Clinton-era monuments weather court challenge


A federal court has ruled that former President Clinton did, in fact, have the authority to create national monuments in four Western states.

The Blue Ribbon Coalition, an off-road vehicle users group, and the Mountain States Legal Foundation had opposed the designation of six monuments in Arizona, Colorado, Oregon and Washington. National monument designation limits motorized use as well as logging, mining and energy development. In a lawsuit, the groups claimed Clinton exceeded his authority under the Antiquities Act of 1906, and that the law could only be used to protect cultural artifacts, not the lands themselves.

Interior Secretary Gale Norton is former lead attorney at Mountain States, and the Bush administration has threatened to dismantle and weaken monuments (HCN, 4/23/01: Monuments caught in the crosshairs). Concerned that the government would not defend the designations, environmental groups intervened in the suit.
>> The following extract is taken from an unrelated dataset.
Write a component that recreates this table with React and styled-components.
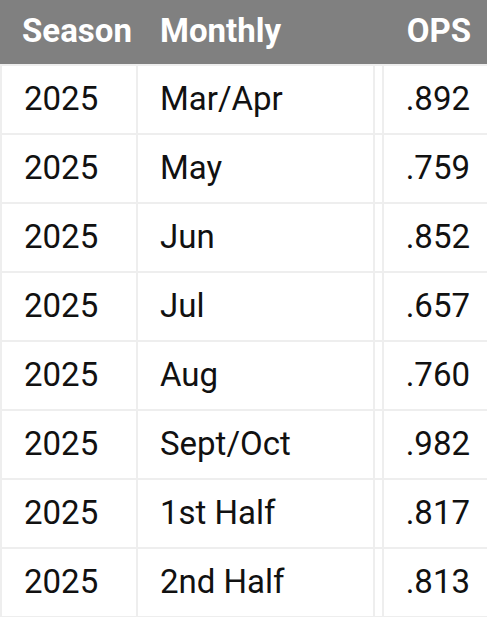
import React from 'react';
import styled, { createGlobalStyle } from 'styled-components';

/* ===== COLORS ===== */
const WHITE = '#FFFFFF';
const HEADER_GRAY = '#808080';
const GRID = '#EEEEEE';
const TEXT = '#111111';

const GlobalStyle = createGlobalStyle`
  html, body {
    margin: 0;
    padding: 0;
    background: ${WHITE};
  }
  body {
    font-family: Roboto, "Liberation Sans", sans-serif;
  }
`;

/* ===== TABLE ===== */

const Viewport = styled.div`
  width: 487px;
  height: 617px;
  overflow: hidden;
  background: ${WHITE};
`;

const COLUMNS = '138px 237px 9px 1fr';

const HeaderRow = styled.div`
  display: grid;
  grid-template-columns: ${COLUMNS};
  height: 66px;
  box-sizing: border-box;
  background: ${HEADER_GRAY};
  border-bottom: 2px solid ${GRID};
`;

const HeadCell = styled.div`
  display: flex;
  align-items: center;
  justify-content: ${(p) => (p.$right ? 'flex-end' : 'flex-start')};
  padding: 0 ${(p) => (p.$right ? '16px' : '0')} 4px ${(p) => (p.$right ? '0' : '22px')};
  color: ${WHITE};
  font-size: 33px;
  font-weight: 700;
  white-space: nowrap;
`;

const Row = styled.div`
  display: grid;
  grid-template-columns: ${COLUMNS};
  height: 69px;
`;

const Cell = styled.div`
  display: flex;
  align-items: center;
  justify-content: ${(p) => (p.$right ? 'flex-end' : 'flex-start')};
  box-sizing: border-box;
  min-width: 0;
  padding: 0 ${(p) => (p.$right ? '17px' : '0')} 2px ${(p) => (p.$right ? '0' : '22px')};
  color: ${TEXT};
  font-size: 33px;
  font-weight: 400;
  white-space: nowrap;
  border-bottom: 2px solid ${GRID};
  border-right: ${(p) => (p.$last ? 'none' : `2px solid ${GRID}`)};
  border-left: ${(p) => (p.$first ? `2px solid ${GRID}` : 'none')};
`;

const Spacer = styled.div`
  box-sizing: border-box;
  min-width: 0;
  border-bottom: ${(p) => (p.$head ? 'none' : `2px solid ${GRID}`)};
  border-right: ${(p) => (p.$head ? 'none' : `2px solid ${GRID}`)};
`;

const ROWS = [
  ['2025', 'Mar/Apr', '.892'],
  ['2025', 'May', '.759'],
  ['2025', 'Jun', '.852'],
  ['2025', 'Jul', '.657'],
  ['2025', 'Aug', '.760'],
  ['2025', 'Sept/Oct', '.982'],
  ['2025', '1st Half', '.817'],
  ['2025', '2nd Half', '.813'],
];

const App = () => {
  return (
    <Viewport>
      <GlobalStyle />
      <HeaderRow>
        <HeadCell>Season</HeadCell>
        <HeadCell>Monthly</HeadCell>
        <Spacer $head />
        <HeadCell $right>OPS</HeadCell>
      </HeaderRow>
      {ROWS.map(([season, split, ops]) => (
        <Row key={split}>
          <Cell $first>{season}</Cell>
          <Cell>{split}</Cell>
          <Spacer />
          <Cell $right $last>{ops}</Cell>
        </Row>
      ))}
    </Viewport>
  );
};

export default App;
Environmentalists' fears were confirmed when, in its defense of the case, the Bush administration argued that the courts have no power to review national monument designations - a claim that would have allowed the president to shrink or do away with the national monuments without any judicial review. "(The government) was trying to hit a home run against the Antiquities Act," says Jim Angell, an Earthjustice attorney.

On October 18, the U.S. Court of Appeals in Washington, D.C., dismissed the challenge, declaring, "At no point has Mountain States presented factual allegations that would occasion further review of the president's actions."